Charles Merrit Porter
c. 1822 -1874
Charles Merrit Porter was born in Vermont about 1822. It was said he also lived in New Jersey.
Charles was married to Laura Barbara Welhoff on February 2, 1858, in Benton County, Missouri. The Proters soon moved to the Kansas Territory, where Porter became a stage coach driver on the "Old Government Trail" between Marysville, in Marshall County, and St. Joseph Missouri. The Porter's first child, Ester, was born in Marysville on April 15, 1860. The same month a rider arrived at the relay station in Marysville on the historic first run of the Pony Express. Three more children were born to the Porters in Marysville but all died in their infancy and are buried there.

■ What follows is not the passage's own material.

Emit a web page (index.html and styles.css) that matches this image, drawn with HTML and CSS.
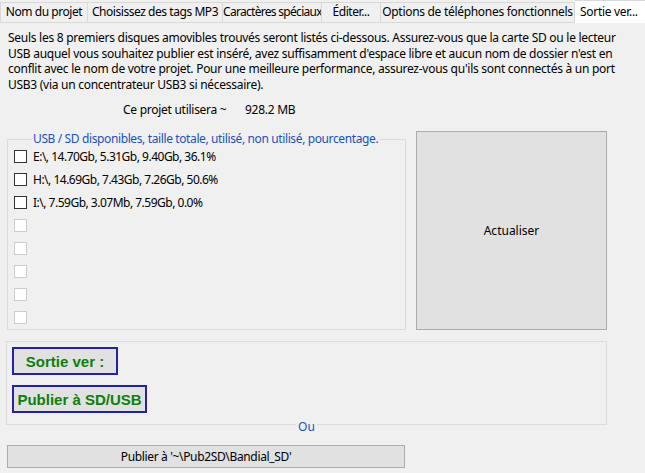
FILE: index.html
```html
<!DOCTYPE html>
<html lang="fr">
<head>
<meta charset="utf-8">
<title>Sortie vers</title>
<link rel="stylesheet" href="styles.css">
</head>
<body>
<div class="tabs">
  <div class="tab t1">Nom du projet</div>
  <div class="tab t2">Choisissez des tags MP3</div>
  <div class="tab t3">Caractères spéciaux</div>
  <div class="tab t4">Éditer...</div>
  <div class="tab t5">Options de téléphones fonctionnels</div>
  <div class="tab t6 active">Sortie ver...</div>
</div>
<div class="page">
  <p class="intro">Seuls les 8 premiers disques amovibles trouvés seront listés ci-dessous. Assurez-vous que la carte SD ou le lecteur<br>USB auquel vous souhaitez publier est inséré, avez suffisamment d'espace libre et aucun nom de dossier n'est en<br>conflit avec le nom de votre projet. Pour une meilleure performance, assurez-vous qu'ils sont connectés à un port<br>USB3 (via un concentrateur USB3 si nécessaire).</p>
  <div class="usage"><span class="usage-label">Ce projet utilisera ~</span><span class="usage-value">928.2 MB</span></div>
  <div class="main">
    <fieldset class="drives">
      <legend class="drives-title">USB / SD disponibles, taille totale, utilisé, non utilisé, pourcentage.</legend>
      <ul class="drive-list">
        <li class="drive"><span class="box"></span><span class="drive-text">E:\, 14.70Gb, 5.31Gb, 9.40Gb, 36.1%</span></li>
        <li class="drive"><span class="box"></span><span class="drive-text">H:\, 14.69Gb, 7.43Gb, 7.26Gb, 50.6%</span></li>
        <li class="drive"><span class="box"></span><span class="drive-text">I:\, 7.59Gb, 3.07Mb, 7.59Gb, 0.0%</span></li>
        <li class="drive"><span class="box off"></span></li>
        <li class="drive"><span class="box off"></span></li>
        <li class="drive"><span class="box off"></span></li>
        <li class="drive"><span class="box off"></span></li>
        <li class="drive"><span class="box off"></span></li>
      </ul>
    </fieldset>
    <button class="refresh">Actualiser</button>
  </div>
  <div class="publish">
    <button class="green-btn sortie">Sortie ver :</button>
    <button class="green-btn publier">Publier à SD/USB</button>
  </div>
  <div class="or"><span class="or-text">Ou</span></div>
  <button class="local">Publier à '~\Pub2SD\Bandial_SD'</button>
</div>
</body>
</html>
```
FILE: styles.css
```css
html, body {
  margin: 0;
  padding: 0;
}
body {
  background: #f0f0f0;
  font-family: "Noto Sans", "Open Sans", sans-serif;
  font-size: 12px;
  color: #000;
  width: 645px;
  height: 473px;
  overflow: hidden;
}
.tabs {
  display: flex;
  height: 23px;
  box-sizing: border-box;
  border-bottom: 1px solid #d9d9d9;
  white-space: nowrap;
}
.tab {
  box-sizing: border-box;
  margin-top: 2px;
  height: 20px;
  line-height: 18px;
  border: 1px solid #d9d9d9;
  border-bottom: none;
  border-left: none;
  background: #f0f0f0;
  text-align: center;
  letter-spacing: -0.45px;
  overflow: hidden;
}
.t1 { width: 88px; border-left: 1px solid #d9d9d9; }
.t2 { width: 135px; }
.t3 { width: 99px; letter-spacing: -0.7px; }
.t4 { width: 59px; }
.t5 { width: 194px; letter-spacing: -0.3px; }
.t6 { width: 70px; }
.tab.active {
  margin-top: 0;
  height: 23px;
  line-height: 22px;
  background: #fff;
  flex: 1;
  border-right: none;
  text-align: left;
  padding-left: 5px;
  letter-spacing: -0.3px;
}
.page {
  display: flex;
  flex-direction: column;
  align-items: flex-start;
}
.intro {
  margin: 7px 0 0 8px;
  line-height: 15.5px;
  white-space: nowrap;
  letter-spacing: -0.27px;
}
.usage {
  margin: 10px 0 0 123px;
  line-height: 16px;
  display: flex;
  letter-spacing: -0.27px;
}
.usage-label {
  width: 122px;
}
.main {
  margin-top: 13px;
  display: flex;
  align-items: flex-start;
  gap: 10px;
}
.drives {
  margin: 0 0 0 7px;
  width: 399px;
  height: 199px;
  box-sizing: border-box;
  padding: 0 0 0 6px;
  border: 1px solid #dcdcdc;
  min-width: 0;
}
.drives-title {
  color: #2050c0;
  line-height: 16px;
  padding: 0 1px;
  margin-left: 18px;
  letter-spacing: -0.38px;
}
.drive-list {
  list-style: none;
  margin: -2px 0 0 0;
  padding: 0;
}
.drive {
  height: 23px;
  display: flex;
  align-items: center;
  gap: 6px;
}
.box {
  width: 13px;
  height: 13px;
  box-sizing: border-box;
  border: 1px solid #333;
  background: #fff;
}
.box.off {
  border-color: #cccccc;
}
.drive-text {
  letter-spacing: -0.5px;
}
.refresh {
  width: 191px;
  height: 199px;
  background: #e1e1e1;
  border: 1px solid #adadad;
  font: inherit;
  color: #000;
  padding: 0;
}
.publish {
  margin: 11px 0 0 6px;
  width: 601px;
  height: 84px;
  box-sizing: border-box;
  border: 1px solid #dcdcdc;
  padding: 5px 0 0 5px;
  display: flex;
  flex-direction: column;
  align-items: flex-start;
  gap: 10px;
}
.green-btn {
  height: 28px;
  box-sizing: border-box;
  background: #e1e1e1;
  border: 2px solid #2323a8;
  color: #0c7f0c;
  font-family: "Liberation Sans", Arial, sans-serif;
  font-weight: bold;
  font-size: 15px;
  padding: 0;
  white-space: nowrap;
}
.sortie {
  width: 106px;
}
.publier {
  width: 135px;
}
.or {
  margin: -5px 0 0 6px;
  width: 601px;
  text-align: center;
  line-height: 14px;
}
.or-text {
  background: #f0f0f0;
  color: #2050c0;
  padding: 0 2px;
}
.local {
  margin: 11px 0 0 7px;
  width: 398px;
  height: 23px;
  box-sizing: border-box;
  background: #e1e1e1;
  border: 1px solid #adadad;
  font: inherit;
  color: #000;
  padding: 0;
  letter-spacing: -0.35px;
}
```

In 1867 or early in 1868 the Porters settled on a homestead in the Solomon River Vally in Garfield Township, near Minneapolis in Ottawa County, Kansas. In 1868 the family raced in a lumber wagon to Fort Solomon at Lindsey to escape the last Indian raid in Ottawa County. Another daughter and a son were born in Ottawa County.
Charles suffered from tuberculosis. He started for Colorado for his health in 1874, driving a team and wagon. He became too weak and died at Wallace, Kansas, on August 24, 1874, where he was buried in the Fort Wallace Cemetery.